Summary: Once we believe and accept Jesus, there is an act that is to follow; do you know what it is?
First Act of Obedience
April 28, 2001
What is the first act of obedience to God supposed to be? Do you know what you’re meant to do as a first expression of your deepest gratitude to God when you accept free salvation and grace given to you through Jesus Christ? Do you know that you are supposed to do something? I believe we know, in a general way, that our lives are to reflect our relationship with Jesus and with God. I believe we know that gratitude is meant to show itself in actions of obedience. But do you know what the first act of obedience is supposed to be?
Let’s consider a couple of rather definitive passages that point us to this.
Matt. 28. 18- 20- do you see the progression? Jesus instructed His disciples to go and to teach all nations, and to baptize them, and to continue to teach them so they would become disciples, too. That’s one definitive passage. Our Lord tells us something there.
Acts 2. 37- the giant crowd responded to the stinging and honest words of Peter. They shouted out, asking what they were supposed to ‘do’? Sometimes Christians get all bent-out- of-shape over the idea of ‘doing’ anything. They can get all haughty and upset and indignant and express the idea, “I don’t have to do anything.” In one way, they’re right, but, also, they’re very wrong!
v. 38- here’s how Peter responded. Notice that he didn’t say they were to do nothing. Although he would be the first to preach “Jesus did it all”, that is not what he declared to these people. He said what? Read it with me, please. “Repent, and be baptized every one of you in the name of Jesus Christ for the remission of sins, and you shall receive the gift of the Holy Spirit.”
Peter is rather clear, wouldn’t you say? The first act of obedience is to be baptized! This is important to know. When we come to Jesus and are convicted by Jesus, and when we accept Him as our Savior, and when we declare for Him and ask Him to be our Lord and Savior (two different concepts, by the way), then we are to be baptized.
It’s important to note, too, that a new believer doesn’t have to know a lot. He/she doesn’t have to know all the books of the Bible, or all the prophets in order of time written and the central message of each one. He or she doesn’t have to have all sorts of verses memorized. He or she doesn’t have to have his/her life straightened out. He or she is to have repented, and to be baptized. Baptism is not unimportant. Baptism is not even optional for the Christian seeking to follow God’s Word to us. Baptism is the first act of obedience.
So, is it just some ceremonial thing we do? Is baptism just something symbolic of something and nothing more? (In our society, many tend to think of symbolic acts as unimportant or superfluous acts- as something to take or leave, but not as really important.) Again, let’s permit scripture to speak to us.

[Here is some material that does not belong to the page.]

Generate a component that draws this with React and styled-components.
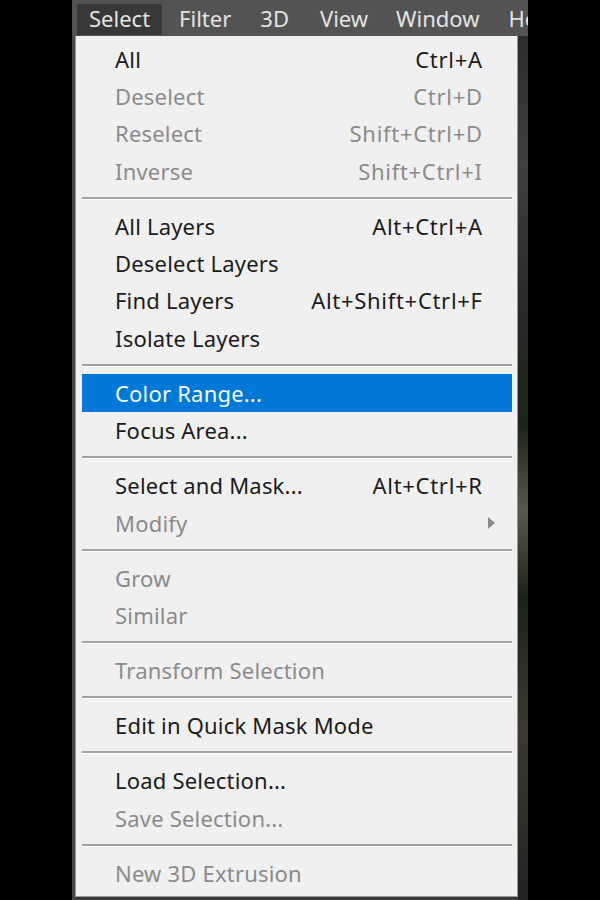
import React from 'react'
import styled, { createGlobalStyle } from 'styled-components'

const Global = createGlobalStyle`
  html, body { margin: 0; padding: 0; background: #000; }
  body { width: 600px; height: 900px; overflow: hidden; }
`

const Page = styled.div`
  width: 600px;
  height: 900px;
  background: #000;
  display: flex;
  justify-content: flex-start;
`

const AppStrip = styled.div`
  margin-left: 72px;
  width: 456px;
  height: 900px;
  display: flex;
  flex-direction: column;
  background: #3a3a3a;
`

const MenuBar = styled.div`
  height: 36px;
  flex-shrink: 0;
  background: #535353;
  display: flex;
  align-items: flex-end;
  padding-left: 5px;
  font-family: "Noto Sans", "Open Sans", sans-serif;
  font-size: 22px;
  color: #e4e4e4;
  overflow: hidden;
  white-space: nowrap;
`

const BarItem = styled.div`
  height: 31px;
  line-height: 28px;
  padding: 0 12px;
  margin-right: ${p => p.$gap ?? 5}px;
  border-radius: 3px 3px 0 0;
  background: ${p => (p.$active ? '#383838' : 'transparent')};
  margin-bottom: 1px;
  flex-shrink: 0;
`

const Body = styled.div`
  flex: 1;
  display: flex;
`

const Gutter = styled.div`
  width: 3px;
  background: #474747;
`

const Photo = styled.div`
  width: 10px;
  background: linear-gradient(180deg, #2c2c2c 0%, #404040 15%, #2a2a2a 30%, #1c2418 45%, #5a5a4a 55%, #1a2216 65%, #3c3a30 80%, #222 100%);
`

const Menu = styled.div`
  width: 443px;
  height: 861px;
  box-sizing: border-box;
  background: #f0f0f0;
  border: 1px solid #979797;
  border-top: none;
  padding: 4px 5px 0 6px;
  display: flex;
  flex-direction: column;
  font-family: "Noto Sans", "Open Sans", sans-serif;
  font-size: 22px;
`

const Row = styled.div`
  height: 37.35px;
  flex-shrink: 0;
  display: flex;
  align-items: center;
  padding: 0 30px 0 33px;
  color: ${p => (p.$active ? '#f4f8ff' : p.$disabled ? '#8b8b8b' : '#1b1b1b')};
  background: ${p => (p.$active ? '#0078d7' : 'transparent')};
  position: relative;
  white-space: nowrap;
`

const Label = styled.span`
  flex: 1;
  letter-spacing: 0.2px;
`

const Shortcut = styled.span`
  letter-spacing: 0.7px;
  margin-right: -0.7px;
`

const Arrow = styled.span`
  position: absolute;
  right: 17px;
  top: 50%;
  margin-top: -6px;
  width: 0;
  height: 0;
  border-top: 6px solid transparent;
  border-bottom: 6px solid transparent;
  border-left: 7px solid #8b8b8b;
`

const Sep = styled.div`
  height: 17.75px;
  flex-shrink: 0;
  display: flex;
  align-items: center;
  &::before {
    content: '';
    display: block;
    width: 100%;
    height: 2px;
    background: #a3a3a3;
    border-bottom: 1px solid #ffffff;
  }
`

const items = [
  { l: 'All', s: 'Ctrl+A' },
  { l: 'Deselect', s: 'Ctrl+D', d: true },
  { l: 'Reselect', s: 'Shift+Ctrl+D', d: true },
  { l: 'Inverse', s: 'Shift+Ctrl+I', d: true },
  '-',
  { l: 'All Layers', s: 'Alt+Ctrl+A' },
  { l: 'Deselect Layers' },
  { l: 'Find Layers', s: 'Alt+Shift+Ctrl+F' },
  { l: 'Isolate Layers' },
  '-',
  { l: 'Color Range...', a: true },
  { l: 'Focus Area...' },
  '-',
  { l: 'Select and Mask...', s: 'Alt+Ctrl+R' },
  { l: 'Modify', d: true, sub: true },
  '-',
  { l: 'Grow', d: true },
  { l: 'Similar', d: true },
  '-',
  { l: 'Transform Selection', d: true },
  '-',
  { l: 'Edit in Quick Mask Mode' },
  '-',
  { l: 'Load Selection...' },
  { l: 'Save Selection...', d: true },
  '-',
  { l: 'New 3D Extrusion', d: true },
]

export default function App() {
  return (
    <Page>
      <Global />
      <AppStrip>
        <MenuBar>
          <BarItem $active>Select</BarItem>
          <BarItem>Filter</BarItem>
          <BarItem $gap={7}>3D</BarItem>
          <BarItem $gap={4}>View</BarItem>
          <BarItem>Window</BarItem>
          <BarItem>Help</BarItem>
        </MenuBar>
        <Body>
          <Gutter />
          <Menu>
            {items.map((it, i) =>
              it === '-' ? (
                <Sep key={i} />
              ) : (
                <Row key={i} $disabled={it.d} $active={it.a}>
                  <Label>{it.l}</Label>
                  {it.s && <Shortcut>{it.s}</Shortcut>}
                  {it.sub && <Arrow />}
                </Row>
              )
            )}
          </Menu>
          <Photo />
        </Body>
      </AppStrip>
    </Page>
  )
}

Rom. 6. 3, 4, 5- baptism speaks loudly to Christians. It speaks of being with Jesus in death and resurrection. It tells us something about what happens in our lives. We haven’t just ‘accepted Jesus’, but we actually go where Jesus went and then begin to live where Jesus now lives. We get to walk in ‘newness of life’. If we’ve actually been together with Jesus in death, or the likeness of His death, then we shall be in the likeness of His resurrection. This does NOT speak of something for our future. This speaks of what happens NOW when someone is baptized and comes up out of the water. This speaks of the new and present reality! The new Christian NOW lives in the likeness of Jesus’ resurrection. Resurrection happens NOW, not at some unknown distant future time. (Oh, there is to be something in the future, but we must not downplay the importance of what happens now!) The new Christian begins to live with resurrection power and begins to live the Kingdom life NOW, not just at some time in the future! Baptism does more than picture this. Baptism is the vehicle for this to happen!